Prompt => What number of lines in the material contain the word "Tailwind"? Give that number alone.

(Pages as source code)
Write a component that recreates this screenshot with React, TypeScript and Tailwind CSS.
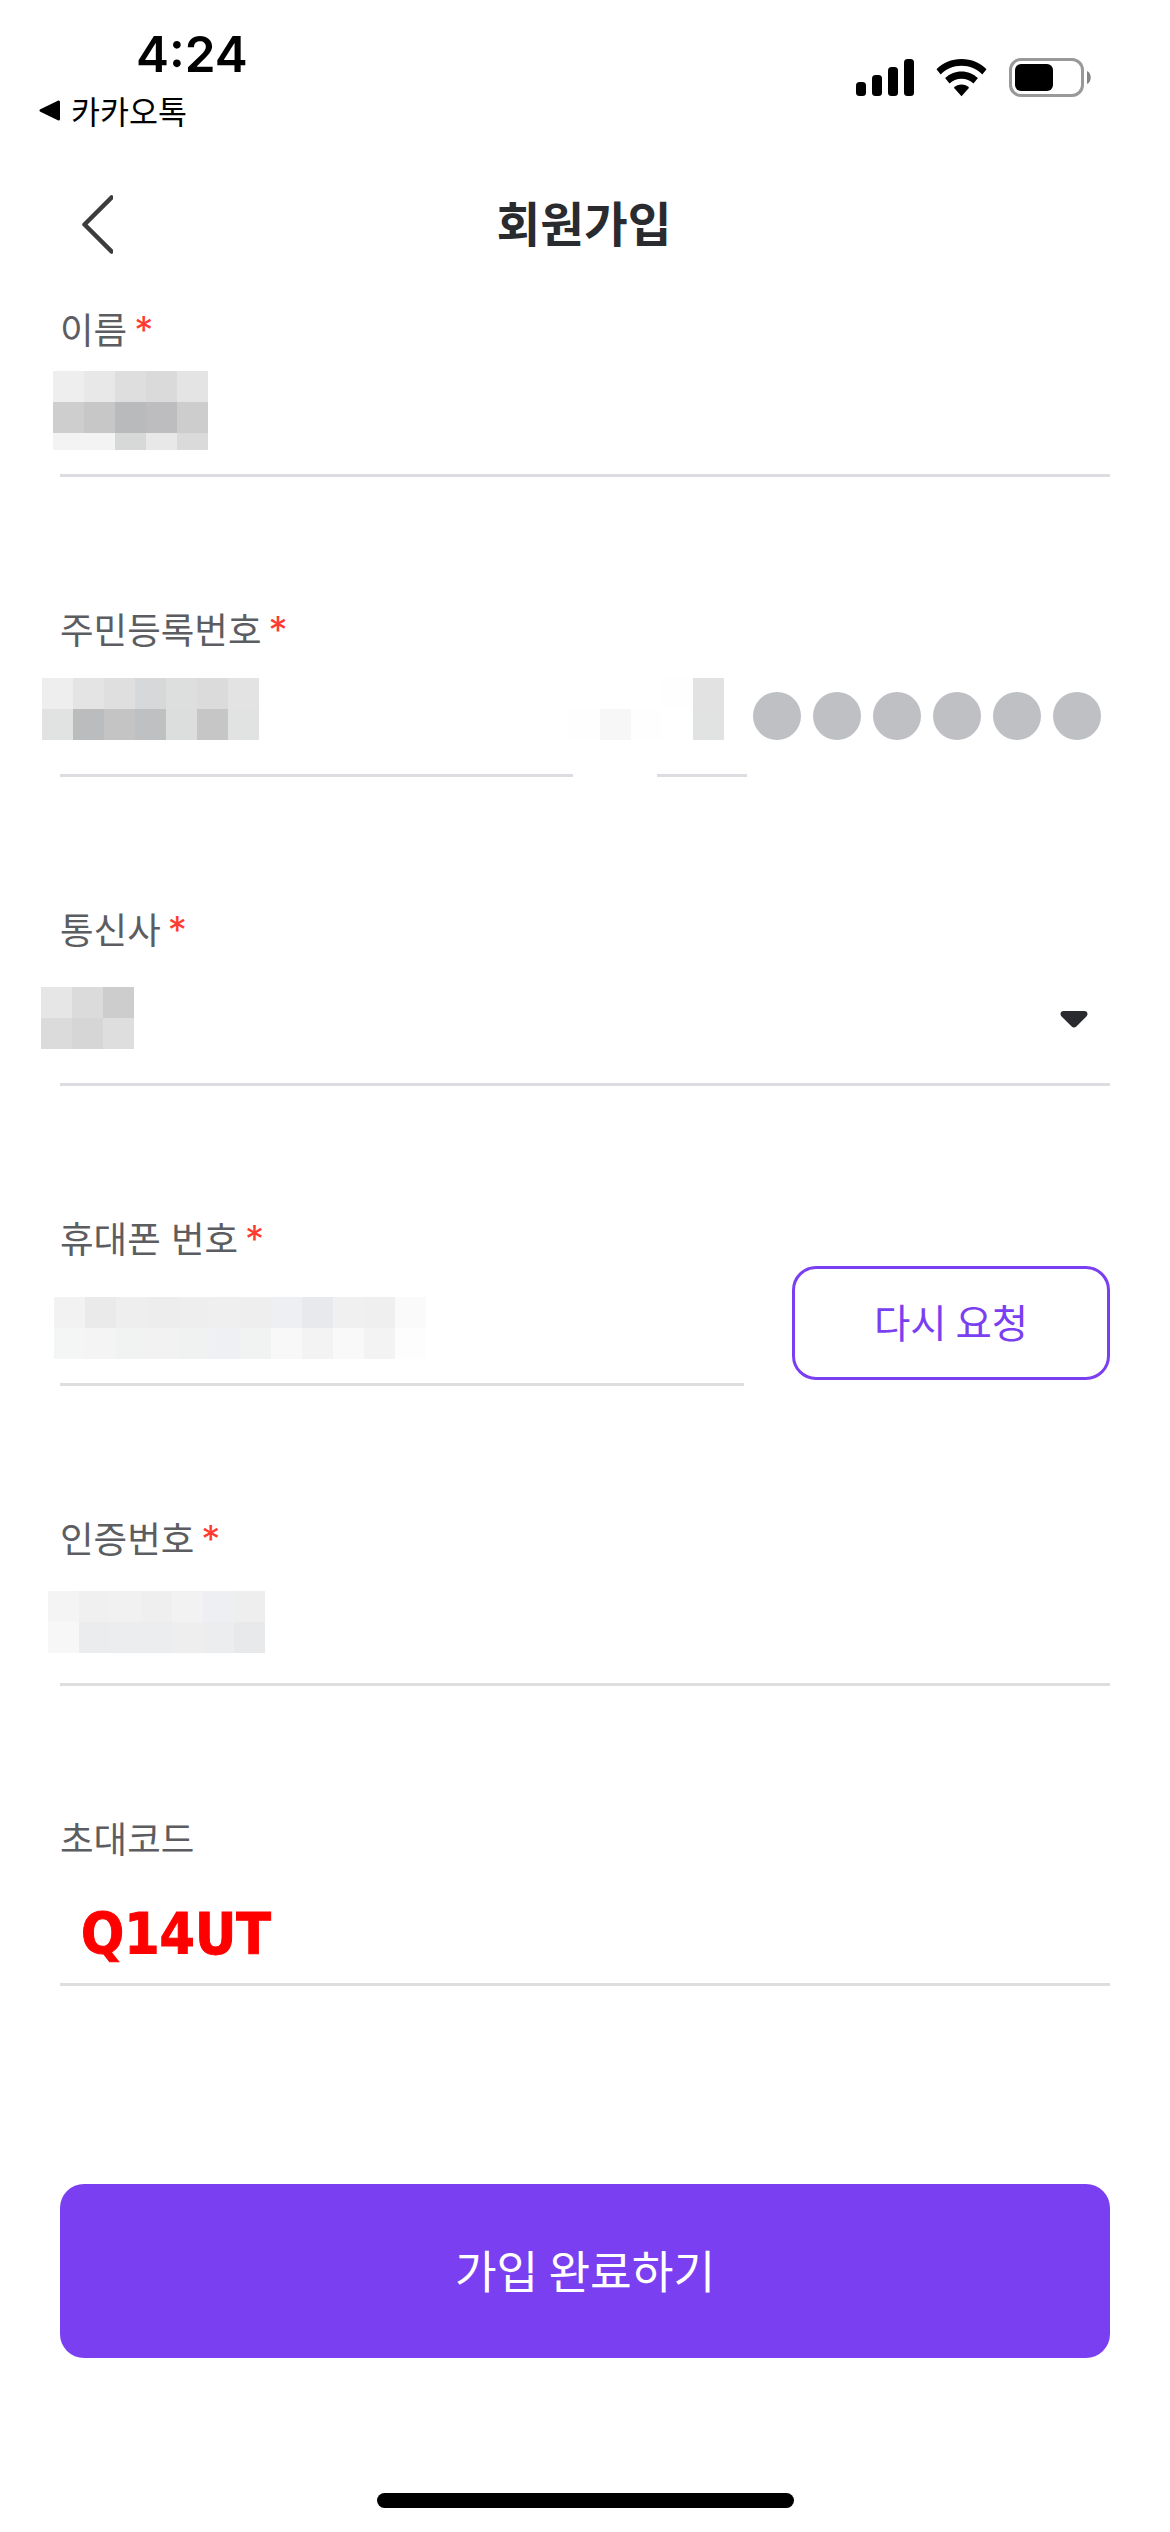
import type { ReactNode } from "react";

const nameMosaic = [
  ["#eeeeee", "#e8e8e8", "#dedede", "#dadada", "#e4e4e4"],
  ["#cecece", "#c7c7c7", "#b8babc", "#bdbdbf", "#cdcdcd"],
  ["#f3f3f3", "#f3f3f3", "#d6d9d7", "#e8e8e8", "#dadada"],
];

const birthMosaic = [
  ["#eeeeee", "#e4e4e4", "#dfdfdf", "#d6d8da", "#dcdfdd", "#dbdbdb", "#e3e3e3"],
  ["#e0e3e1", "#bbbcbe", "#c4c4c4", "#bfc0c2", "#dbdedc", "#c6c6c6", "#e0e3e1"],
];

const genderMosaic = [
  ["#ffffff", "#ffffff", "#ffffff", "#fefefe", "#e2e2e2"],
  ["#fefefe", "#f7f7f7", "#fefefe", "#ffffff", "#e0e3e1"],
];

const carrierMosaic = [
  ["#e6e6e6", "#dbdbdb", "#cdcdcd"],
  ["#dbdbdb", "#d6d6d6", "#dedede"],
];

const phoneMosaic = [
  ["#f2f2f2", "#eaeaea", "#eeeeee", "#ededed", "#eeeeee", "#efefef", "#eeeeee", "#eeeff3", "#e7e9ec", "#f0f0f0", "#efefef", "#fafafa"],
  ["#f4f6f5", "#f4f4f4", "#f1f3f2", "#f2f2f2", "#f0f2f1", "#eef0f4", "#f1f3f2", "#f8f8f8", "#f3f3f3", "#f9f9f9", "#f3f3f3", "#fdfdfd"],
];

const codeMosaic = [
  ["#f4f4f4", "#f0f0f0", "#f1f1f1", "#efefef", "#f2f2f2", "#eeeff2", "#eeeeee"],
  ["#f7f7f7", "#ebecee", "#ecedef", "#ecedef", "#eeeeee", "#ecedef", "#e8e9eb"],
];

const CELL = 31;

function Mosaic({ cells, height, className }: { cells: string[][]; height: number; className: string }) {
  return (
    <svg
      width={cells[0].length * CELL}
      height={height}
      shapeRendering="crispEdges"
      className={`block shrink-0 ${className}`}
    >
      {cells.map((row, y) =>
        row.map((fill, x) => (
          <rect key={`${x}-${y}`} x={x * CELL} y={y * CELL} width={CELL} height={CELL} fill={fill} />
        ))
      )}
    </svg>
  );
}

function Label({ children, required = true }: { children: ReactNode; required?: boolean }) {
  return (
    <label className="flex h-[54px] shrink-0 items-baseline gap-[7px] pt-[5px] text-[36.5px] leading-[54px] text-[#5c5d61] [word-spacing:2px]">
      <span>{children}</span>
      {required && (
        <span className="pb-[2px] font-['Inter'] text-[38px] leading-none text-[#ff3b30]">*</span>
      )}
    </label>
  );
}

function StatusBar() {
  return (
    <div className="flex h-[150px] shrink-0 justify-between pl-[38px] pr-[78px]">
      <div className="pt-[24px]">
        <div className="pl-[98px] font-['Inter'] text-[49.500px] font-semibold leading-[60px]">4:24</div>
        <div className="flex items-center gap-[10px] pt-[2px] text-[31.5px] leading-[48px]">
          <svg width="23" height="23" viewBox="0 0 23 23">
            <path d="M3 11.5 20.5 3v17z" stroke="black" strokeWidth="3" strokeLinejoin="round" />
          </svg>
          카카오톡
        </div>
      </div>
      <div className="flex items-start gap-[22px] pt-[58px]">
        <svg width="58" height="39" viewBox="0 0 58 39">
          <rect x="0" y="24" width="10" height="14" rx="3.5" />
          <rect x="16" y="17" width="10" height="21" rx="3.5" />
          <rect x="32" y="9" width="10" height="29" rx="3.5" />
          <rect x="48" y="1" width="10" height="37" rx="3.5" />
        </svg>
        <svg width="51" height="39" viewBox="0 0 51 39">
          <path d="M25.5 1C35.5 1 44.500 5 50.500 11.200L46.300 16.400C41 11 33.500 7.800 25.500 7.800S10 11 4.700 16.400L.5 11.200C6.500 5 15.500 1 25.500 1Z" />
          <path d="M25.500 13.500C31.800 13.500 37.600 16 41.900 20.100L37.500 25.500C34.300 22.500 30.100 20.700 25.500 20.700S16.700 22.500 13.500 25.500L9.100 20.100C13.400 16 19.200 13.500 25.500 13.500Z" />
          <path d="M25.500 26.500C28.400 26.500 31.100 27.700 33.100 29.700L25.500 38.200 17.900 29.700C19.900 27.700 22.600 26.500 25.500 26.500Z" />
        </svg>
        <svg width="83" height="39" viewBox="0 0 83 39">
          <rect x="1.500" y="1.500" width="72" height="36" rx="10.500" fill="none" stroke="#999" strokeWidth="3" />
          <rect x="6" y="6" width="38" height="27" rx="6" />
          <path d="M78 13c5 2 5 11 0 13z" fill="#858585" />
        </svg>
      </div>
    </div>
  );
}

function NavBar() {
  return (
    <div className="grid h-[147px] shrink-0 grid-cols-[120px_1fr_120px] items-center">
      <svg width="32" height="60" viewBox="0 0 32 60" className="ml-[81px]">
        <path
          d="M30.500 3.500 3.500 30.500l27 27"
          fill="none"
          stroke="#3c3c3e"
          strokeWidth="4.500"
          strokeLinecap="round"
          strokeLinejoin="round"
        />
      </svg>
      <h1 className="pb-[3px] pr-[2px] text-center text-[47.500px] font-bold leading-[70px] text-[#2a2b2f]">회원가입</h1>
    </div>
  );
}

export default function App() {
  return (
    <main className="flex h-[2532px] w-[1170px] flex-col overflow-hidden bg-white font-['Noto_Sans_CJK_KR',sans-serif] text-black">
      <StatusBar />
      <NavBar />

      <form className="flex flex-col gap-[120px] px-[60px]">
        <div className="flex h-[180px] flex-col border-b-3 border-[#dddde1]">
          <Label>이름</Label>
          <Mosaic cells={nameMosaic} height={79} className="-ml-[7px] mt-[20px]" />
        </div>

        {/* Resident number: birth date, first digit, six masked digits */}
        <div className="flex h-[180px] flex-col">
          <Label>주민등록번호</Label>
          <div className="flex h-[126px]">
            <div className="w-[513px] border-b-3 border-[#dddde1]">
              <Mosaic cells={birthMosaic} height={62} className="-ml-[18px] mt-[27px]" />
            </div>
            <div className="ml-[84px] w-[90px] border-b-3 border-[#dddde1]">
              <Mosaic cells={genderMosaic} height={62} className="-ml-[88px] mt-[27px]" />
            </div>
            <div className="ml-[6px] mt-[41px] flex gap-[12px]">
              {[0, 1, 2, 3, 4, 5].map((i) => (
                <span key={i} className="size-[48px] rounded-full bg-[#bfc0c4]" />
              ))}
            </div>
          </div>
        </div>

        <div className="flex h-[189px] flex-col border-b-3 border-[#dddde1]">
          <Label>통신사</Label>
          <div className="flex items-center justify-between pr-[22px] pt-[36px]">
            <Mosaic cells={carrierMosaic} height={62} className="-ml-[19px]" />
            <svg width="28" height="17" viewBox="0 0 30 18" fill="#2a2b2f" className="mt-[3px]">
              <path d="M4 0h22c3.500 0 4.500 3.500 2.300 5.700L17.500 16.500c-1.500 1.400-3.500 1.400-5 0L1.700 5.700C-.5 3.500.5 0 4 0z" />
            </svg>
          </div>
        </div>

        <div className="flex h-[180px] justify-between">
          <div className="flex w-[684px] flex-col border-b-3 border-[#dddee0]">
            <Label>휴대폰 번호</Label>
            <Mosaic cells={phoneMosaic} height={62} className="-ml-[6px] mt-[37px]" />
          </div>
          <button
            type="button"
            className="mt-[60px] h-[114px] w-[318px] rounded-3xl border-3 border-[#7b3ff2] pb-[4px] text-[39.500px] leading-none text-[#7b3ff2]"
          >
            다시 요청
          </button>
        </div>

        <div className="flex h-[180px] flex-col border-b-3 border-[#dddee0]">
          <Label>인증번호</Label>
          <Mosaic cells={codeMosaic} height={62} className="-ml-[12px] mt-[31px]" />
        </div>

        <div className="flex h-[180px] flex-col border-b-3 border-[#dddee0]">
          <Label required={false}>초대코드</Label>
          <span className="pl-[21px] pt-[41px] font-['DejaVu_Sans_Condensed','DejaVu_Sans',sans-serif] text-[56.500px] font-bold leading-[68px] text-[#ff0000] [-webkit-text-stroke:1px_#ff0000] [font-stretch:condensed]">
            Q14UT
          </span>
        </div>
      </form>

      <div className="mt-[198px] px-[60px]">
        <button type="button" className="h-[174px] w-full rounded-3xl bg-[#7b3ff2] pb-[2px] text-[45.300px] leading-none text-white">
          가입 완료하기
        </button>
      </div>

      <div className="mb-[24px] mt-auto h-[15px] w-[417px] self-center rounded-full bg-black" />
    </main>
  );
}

---

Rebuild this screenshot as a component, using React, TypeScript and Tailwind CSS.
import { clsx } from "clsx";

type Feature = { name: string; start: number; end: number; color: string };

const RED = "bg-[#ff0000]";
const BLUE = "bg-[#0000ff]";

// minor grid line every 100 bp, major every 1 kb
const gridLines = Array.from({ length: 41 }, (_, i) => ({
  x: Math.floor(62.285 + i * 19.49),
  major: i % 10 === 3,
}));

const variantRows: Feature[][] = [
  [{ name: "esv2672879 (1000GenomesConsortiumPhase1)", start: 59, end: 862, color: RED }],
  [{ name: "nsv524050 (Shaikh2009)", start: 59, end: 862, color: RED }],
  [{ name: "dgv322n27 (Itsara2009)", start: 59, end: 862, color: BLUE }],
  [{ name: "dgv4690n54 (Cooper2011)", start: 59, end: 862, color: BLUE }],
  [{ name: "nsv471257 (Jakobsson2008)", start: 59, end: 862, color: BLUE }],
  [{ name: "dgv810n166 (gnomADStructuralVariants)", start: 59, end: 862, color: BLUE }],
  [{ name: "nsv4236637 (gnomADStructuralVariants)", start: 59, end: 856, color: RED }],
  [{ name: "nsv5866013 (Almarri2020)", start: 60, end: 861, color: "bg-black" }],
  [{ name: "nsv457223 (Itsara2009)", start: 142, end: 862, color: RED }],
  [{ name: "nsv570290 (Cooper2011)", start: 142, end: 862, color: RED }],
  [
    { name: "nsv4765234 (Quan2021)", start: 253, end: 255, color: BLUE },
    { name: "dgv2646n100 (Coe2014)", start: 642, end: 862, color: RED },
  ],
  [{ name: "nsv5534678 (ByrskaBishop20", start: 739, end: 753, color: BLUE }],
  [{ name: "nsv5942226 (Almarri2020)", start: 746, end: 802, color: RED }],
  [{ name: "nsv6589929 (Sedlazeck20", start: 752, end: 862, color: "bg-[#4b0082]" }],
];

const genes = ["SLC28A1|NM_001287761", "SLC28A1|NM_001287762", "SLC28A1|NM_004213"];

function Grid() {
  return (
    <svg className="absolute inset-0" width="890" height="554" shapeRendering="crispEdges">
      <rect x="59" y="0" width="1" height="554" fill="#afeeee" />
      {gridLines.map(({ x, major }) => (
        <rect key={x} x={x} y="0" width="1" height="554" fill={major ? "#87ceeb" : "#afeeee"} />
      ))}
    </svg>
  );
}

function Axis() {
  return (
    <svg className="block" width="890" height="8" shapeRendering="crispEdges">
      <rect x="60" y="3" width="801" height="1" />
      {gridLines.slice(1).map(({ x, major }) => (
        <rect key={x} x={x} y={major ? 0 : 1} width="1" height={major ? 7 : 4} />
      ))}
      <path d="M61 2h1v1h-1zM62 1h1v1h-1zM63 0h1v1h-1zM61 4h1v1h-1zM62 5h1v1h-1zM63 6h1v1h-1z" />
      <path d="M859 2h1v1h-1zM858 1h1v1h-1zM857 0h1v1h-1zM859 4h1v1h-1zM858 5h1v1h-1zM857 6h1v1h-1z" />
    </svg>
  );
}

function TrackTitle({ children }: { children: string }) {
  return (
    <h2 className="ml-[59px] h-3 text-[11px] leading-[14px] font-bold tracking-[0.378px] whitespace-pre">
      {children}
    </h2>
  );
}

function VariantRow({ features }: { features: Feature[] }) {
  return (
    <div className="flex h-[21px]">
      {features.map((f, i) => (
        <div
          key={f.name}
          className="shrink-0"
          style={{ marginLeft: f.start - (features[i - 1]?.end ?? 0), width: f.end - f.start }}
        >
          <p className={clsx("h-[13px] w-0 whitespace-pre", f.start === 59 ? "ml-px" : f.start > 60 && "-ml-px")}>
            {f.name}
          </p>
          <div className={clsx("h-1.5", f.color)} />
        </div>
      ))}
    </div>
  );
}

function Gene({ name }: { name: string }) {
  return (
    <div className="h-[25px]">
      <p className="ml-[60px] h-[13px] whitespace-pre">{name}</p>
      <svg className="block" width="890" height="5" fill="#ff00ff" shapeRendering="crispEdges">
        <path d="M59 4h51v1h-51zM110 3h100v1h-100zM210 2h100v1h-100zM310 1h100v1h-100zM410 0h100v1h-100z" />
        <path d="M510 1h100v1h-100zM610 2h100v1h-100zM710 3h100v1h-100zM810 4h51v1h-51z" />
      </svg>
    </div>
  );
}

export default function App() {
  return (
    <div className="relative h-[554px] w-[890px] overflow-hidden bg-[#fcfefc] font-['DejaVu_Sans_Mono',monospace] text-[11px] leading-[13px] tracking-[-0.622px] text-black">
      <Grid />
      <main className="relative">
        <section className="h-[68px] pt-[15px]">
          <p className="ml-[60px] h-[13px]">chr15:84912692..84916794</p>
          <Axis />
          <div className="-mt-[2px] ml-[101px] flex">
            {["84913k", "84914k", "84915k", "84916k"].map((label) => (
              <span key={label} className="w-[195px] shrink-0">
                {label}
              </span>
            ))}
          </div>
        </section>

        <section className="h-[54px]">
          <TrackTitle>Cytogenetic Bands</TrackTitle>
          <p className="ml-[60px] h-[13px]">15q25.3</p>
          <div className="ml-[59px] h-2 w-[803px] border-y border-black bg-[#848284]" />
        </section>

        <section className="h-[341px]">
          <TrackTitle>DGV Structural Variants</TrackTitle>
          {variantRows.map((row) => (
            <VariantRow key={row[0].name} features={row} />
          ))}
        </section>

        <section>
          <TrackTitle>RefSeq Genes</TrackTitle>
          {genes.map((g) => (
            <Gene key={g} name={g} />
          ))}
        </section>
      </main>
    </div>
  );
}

Answer for the task => 2